More than one billion women –40% of women worldwide– have no access to the financial system. According to the Global Findex 2014 report, the gender gap is obvious: 58% are bank account holders compared with 65% of men.
This represents an 11% increase for both sexes if we take the initial 2011 survey as a reference, although the inequality between men and women stands at 7% (globally) and increases to 9% in developing economies. In Southeast Asia only 35% of women have access to an account, while the percentage for men increases to 55%.
The gap is particularly significant in the Middle East, where women are half as likely to hold an account compared with men. In Latin America, inequality has decreased and tends to level off: 47% of women hold an account, compared with 54% of men.
Poor women bear the brunt: because of their low income they are still being denied access to financial tools. As pointed out in this article by Sri Mulyani Indrawati, Managing Director and Chief Operating Officer of the World Bank: “Women in particular are in a situation of disadvantage as regards access to financial services. In developing economies they are 20% less likely than men to hold a bank account and 17% less likely to apply formally for a loan. Moreover, they have less access to secure saving mechanisms and are more likely to use informal, and therefore, probably riskier and more expensive methods”.
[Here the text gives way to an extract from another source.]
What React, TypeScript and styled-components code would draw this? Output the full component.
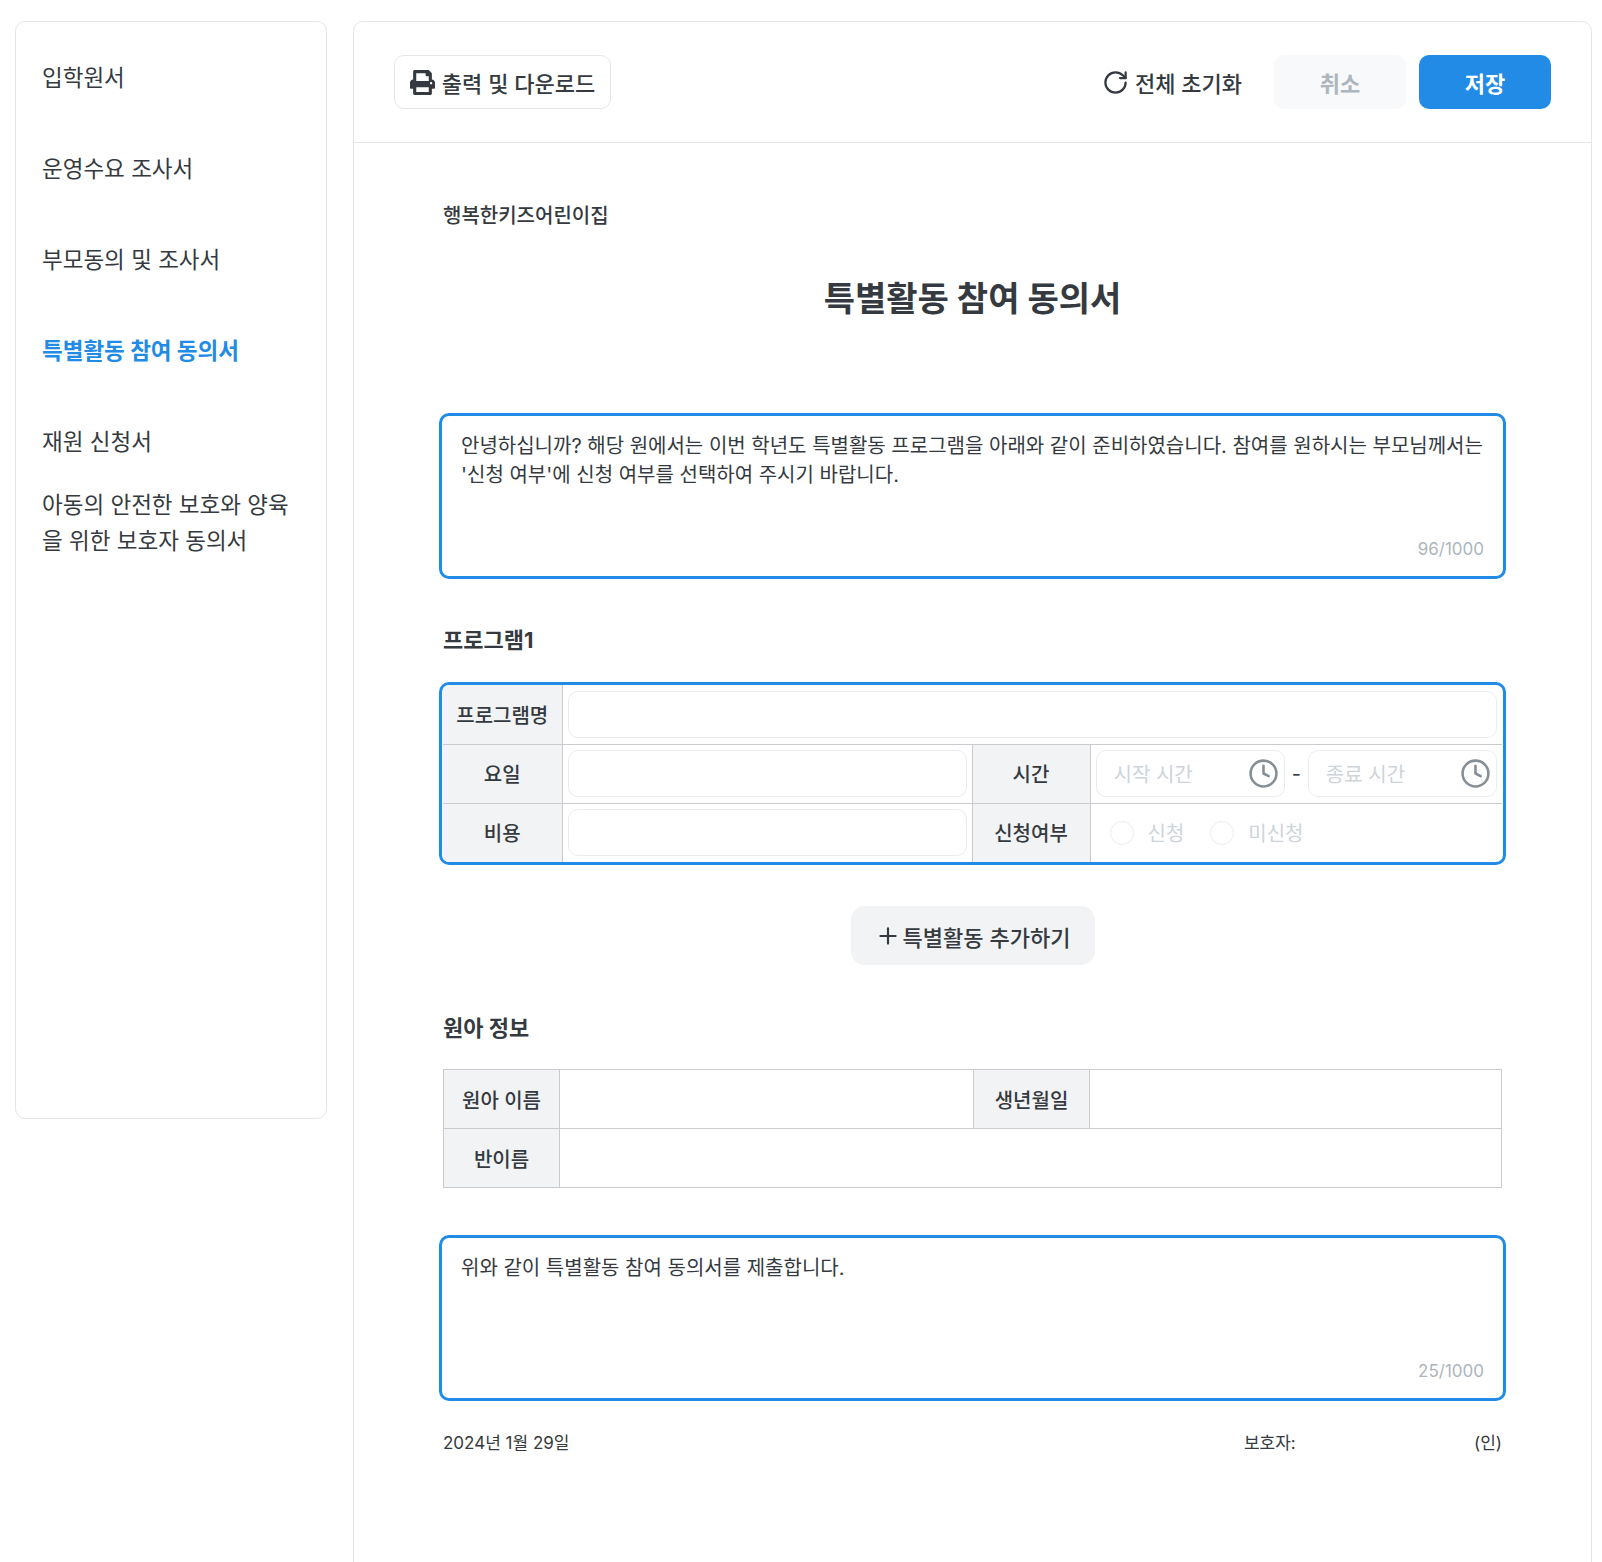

According to Ursula Heimann, managing partner of Solliv: “Women usually manage their money in the short term better than men, but they have less financial expertise and confidence in their abilities, which leads to less access to formal financial products”.
And what happens when a woman applies for a loan? This report by Chile’s Bank and Financial Institution Association (ABIF) points out that “women are better payers than men. Despite facing a more complex financial situation at home, women make a relatively bigger effort to pay off their debts (…) and tend to assess in a more critical way the financial situation of their households, which leads to better financial planning and, in turn, to better payment behavior”.
The benefits of giving women access to finance extends to their children and goes much further, since women spend money on health and education. In South Africa or Brazil, for example, granddaughters are more likely to enroll in school when the grandmothers receive a pension. A woman who has access to a bank account looks after her family and after herself and can change the future. This is illustrated by a Huffington Post article, Bank on Her: 5 Women Prove Why They Belong in the Formal Financial System , that shows how access to the financial system changes the lives of women and of their families completely.
Women face many barriers when it comes to having access to financial services and sometimes are not aware of the services available or are prevented from having access to them. In less developed economies, women cannot have access to banks because they live in remote areas and even on some occasions, as stated in this report by the World Bank, are regarded as second-class clients by financial institutions.
Another problem they face is that 200 million women, according to this study by GSMA, have no cell phones, which excludes them from all digital banking opportunities, that very vigorous in countries with less banking penetration.
To achieve gender equity in access to financial products and services the institutions need to recognize the key aspects of the financial lives of women and their motivations. As Sri Mulyani Indrawati concludes: “ Financial inclusion matters not only because it promotes growth, but also because it helps to ensure that prosperity is widely shared. Access to financial services plays a key role in the task of lifting people out of poverty, in empowering women and helping governments deliver services to the population. It is decisive in the fight against poverty”.